Ya nadie sabía muy bien en la Residencia si era la cuarta, la quinta o la sexta de las olas. Pero la noticia de la televisión era que había estallado una nueva ola epidémica, la enésima, y que inundaba en pleno verano el paseo marítimo y las terrazas de las cafeterías elegantes, después de romper contra los arenales de la playa y los diques que malamente podían contenerla.
La prensa oficial que leía el viejo en la Residencia insistía en que la repentina irrupción del tsunami se debía a la irresponsabilidad de la juventud, -divino tesoro, la juventud, ay, que se va para no volver, como cantó el poeta-, y al hecho de que los jóvenes no habían recibido ninguna dosis todavía en su inmensa mayoría, lo que ponía sobre el tapete la conveniencia de reinyectar a los residentes como él con una sobredosis, pues ya habían pasado seis meses desde la última inyección, y la ambulancia ululaba cuando venía a buscar a alguno con su sirena que hacía ladrar a los perros con un aullido parecido al de los lobos.
Él había visto morir a algunos residentes estigmatizados como él, aunque nunca se sabía muy bien si morían por el estigma o debido a otra razón, como por ejemplo de viejos simplemente, de aquello que le pasaba a uno cuando le llegaba su hora y siempre se había llamado "muerte natural".
Solo
a finales del año 2021 después de Cristo se había comenzado a ver algo
de luz al final del túnel con la llegada de las primeras jeringuillas y
las inyecciones en manos de sonrientes enfermeras. Hubo
que arremangarse para sentir en el brazo el frío pinchazo de la aguja
que garantizaba la salud. Y él lo hizo y sonrió a las animosas enfermeras. No podía ocultar su alegría por lo que parecía el principio
del fin de aquella pesadilla. Pero era una luz que
en lugar de iluminar cegaba los ojos deslumbrados.
La ilusión, es decir, el engaño había durado poquísimo, muy
poco... Lo cierto era que, pese a la doble inoculación -o a causa de ella, como pensaba ahora-, estaban todos los residentes apestados. La gente seguía muriéndose lentamente y ya no se sabía la razón... Parecía que el túnel no tenía salida, que ni siquiera era un túnel, sino una tenebrosa galería.
Leía el jubilado en el periódico que le facilitaba la Residencia que un estudio de la Universidad de Algún Sitio afirmaba que los perros y los gatos también podían estar estigmatizados.
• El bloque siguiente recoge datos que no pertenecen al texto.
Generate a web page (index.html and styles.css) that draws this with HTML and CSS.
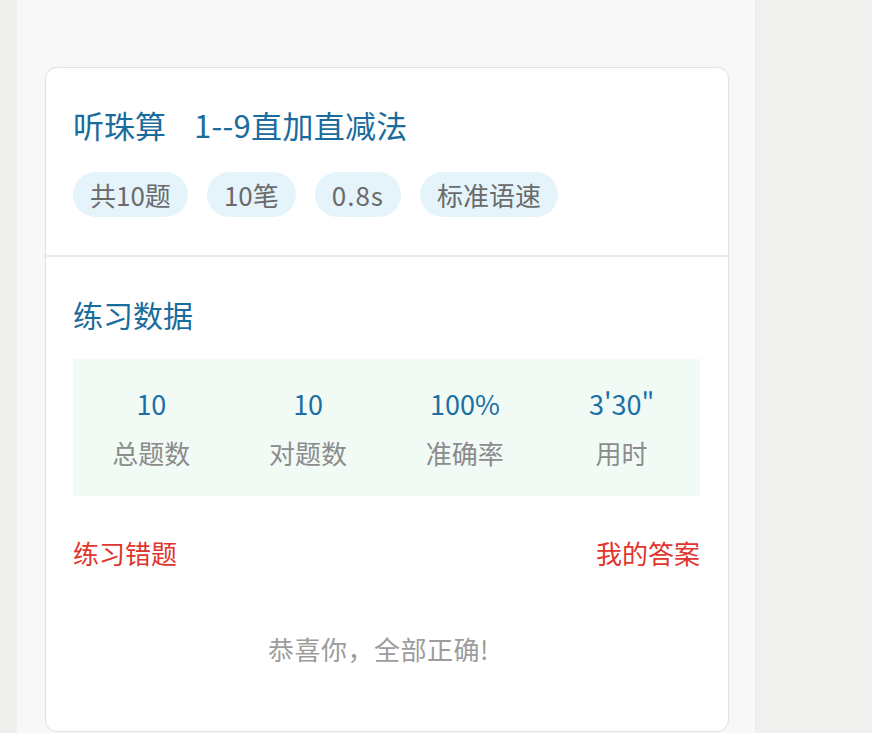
FILE: index.html
```html
<!DOCTYPE html>
<html lang="zh-CN">
<head>
<meta charset="utf-8">
<title>练习结果</title>
<link rel="stylesheet" href="styles.css">
</head>
<body>
<div class="page">
  <div class="gutter"></div>
  <main class="panel">
    <section class="card">
      <div class="card-head">
        <h1 class="title"><span>听珠算</span><span class="title-sub">1--9直加直减法</span></h1>
        <div class="tags">
          <span class="tag">共10题</span>
          <span class="tag">10笔</span>
          <span class="tag tag-latin">0.8s</span>
          <span class="tag">标准语速</span>
        </div>
      </div>
      <div class="card-body">
        <h2 class="section-title">练习数据</h2>
        <div class="stats">
          <div class="stat"><div class="stat-value">10</div><div class="stat-label">总题数</div></div>
          <div class="stat"><div class="stat-value">10</div><div class="stat-label">对题数</div></div>
          <div class="stat"><div class="stat-value">100%</div><div class="stat-label">准确率</div></div>
          <div class="stat"><div class="stat-value">3'30"</div><div class="stat-label">用时</div></div>
        </div>
        <div class="links">
          <span class="link">练习错题</span>
          <span class="link">我的答案</span>
        </div>
        <p class="congrats">恭喜你，全部正确!</p>
      </div>
    </section>
  </main>
  <div class="side"></div>
</div>
</body>
</html>
```

FILE: styles.css
```css
* { box-sizing: border-box; }
html, body { margin: 0; padding: 0; }
body {
  background: #efefee;
  font-family: "Noto Sans CJK SC", "Noto Sans", sans-serif;
  overflow: hidden;
}
.page {
  display: flex;
  height: 733px;
}
.gutter {
  width: 17px;
  flex: none;
  background: #efefee;
}
.panel {
  width: 739px;
  flex: none;
  background: #f8f8f8;
  border-right: 1px solid #ebebeb;
  padding: 67px 0 0 28px;
}
.side {
  flex: 1;
  background: #f0f0ef;
}
.card {
  width: 684px;
  background: #fff;
  border: 1px solid #e2e2e2;
  border-radius: 12px;
  box-shadow: 0 0 2px rgba(0,0,0,0.04);
}
.card-head {
  padding: 39px 28px 38px 27px;
  border-bottom: 2px solid #ebebeb;
}
.title {
  margin: 0;
  font-size: 31px;
  line-height: 36px;
  font-weight: 400;
  color: #1a6c9c;
  display: flex;
  gap: 28px;
}
.title-sub { letter-spacing: 0.3px; }
.tags {
  display: flex;
  gap: 19px;
  margin-top: 29px;
}
.tag {
  height: 45px;
  line-height: 45px;
  padding: 0 17px;
  border-radius: 23px;
  background: #e5f4fb;
  color: #6b6b6b;
  font-size: 26px;
}
.tag-latin { letter-spacing: 1px; }
.card-body {
  padding: 39px 28px 64px 27px;
}
.section-title {
  margin: 0;
  font-size: 30px;
  line-height: 36px;
  font-weight: 400;
  color: #1a6c9c;
}
.stats {
  margin-top: 27px;
  background: #f1faf5;
  display: grid;
  grid-template-columns: repeat(4, 1fr);
  padding: 27px 0 25px;
}
.stat {
  display: flex;
  flex-direction: column;
  align-items: center;
  gap: 13px;
}
.stat-value {
  font-size: 27px;
  line-height: 36px;
  color: #1a70a6;
}
.stat-label {
  font-size: 26px;
  line-height: 36px;
  color: #8c8c8c;
}
.links {
  margin-top: 39px;
  display: flex;
  justify-content: space-between;
}
.link {
  font-size: 26px;
  line-height: 36px;
  color: #e0352d;
}
.congrats {
  margin: 60px 0 0;
  padding-right: 16px;
  text-align: center;
  font-size: 26px;
  line-height: 36px;
  color: #9c9c9c;
  letter-spacing: 0.5px;
}
```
Según
los científicos que habían llevado a cabo el estudio, los animales de
compañía que habían sido objeto de su seguimiento, eran un foco de contagio, ya que habían resultado
positivos a la prueba de Reacción en Cadena a la Polimerasa que avalaba
la existencia del estigma, por lo que sus dueños deberían evitar el
contacto con ellos a fin de no contagiarse de aquella plaga. Se
imponía la distancia física. Había que hacer como con el resto de
personas: guardar las distancias. Se dijo a sí mismo: "¡Ahora van a quitarnos también las caricias a los gatos!"
Era
lo que faltaba. Que les prohibieran en el lazareto, como llamaba él a
la Residencia, también la compañía silenciosa de los gatos, que le
inspiraban una inmensa ternura, fieles compañeros de su soledad que iban
y venían por aquellas dependencias a su antojo. En la Residencia, en
efecto, había nacido de la noche a la mañana una camada felina que se
dejaba acariciar y ronroneaba, y transmitía una inmensa paz a los
ancianos morituros.
Había que aislarse, ese era el mensaje. Vivir como un náufrago a la deriva en el seno de la institución, privados de la sonrisa de los niños, de los abrazos y los besos de los hijos y los nietos, sin poder siquiera acariciar a un gato, con la serenidad y despreocupación que eso le daba a uno.
El mundo en el que vivimos no tiene nada que ver con el mundo en el que creíamos vivir, pensaba el viejo, es una quimera sostenida por los que mandan, por los monitores de ocio y educadores, por el sistema sanitario que se encarga de crear e inventar enfermedades que diagnosticarnos, por las noticias de los medios de información, que están hechas para mostrarnos la realidad y ocultarnos, de paso, la verdad de que esa realidad que nos muestran es una mentira, real pero engañosa, por los mercados financieros cuya misión es hundirnos en la miseria haciendo que trabajemos toda la vida para ganarnos la vida y descubrir, al cabo, que hemos perdido eso que creíamos estar ganándonos, y, en fin, por el orden establecido, cuya tarea es sembrar el caos y el desorden.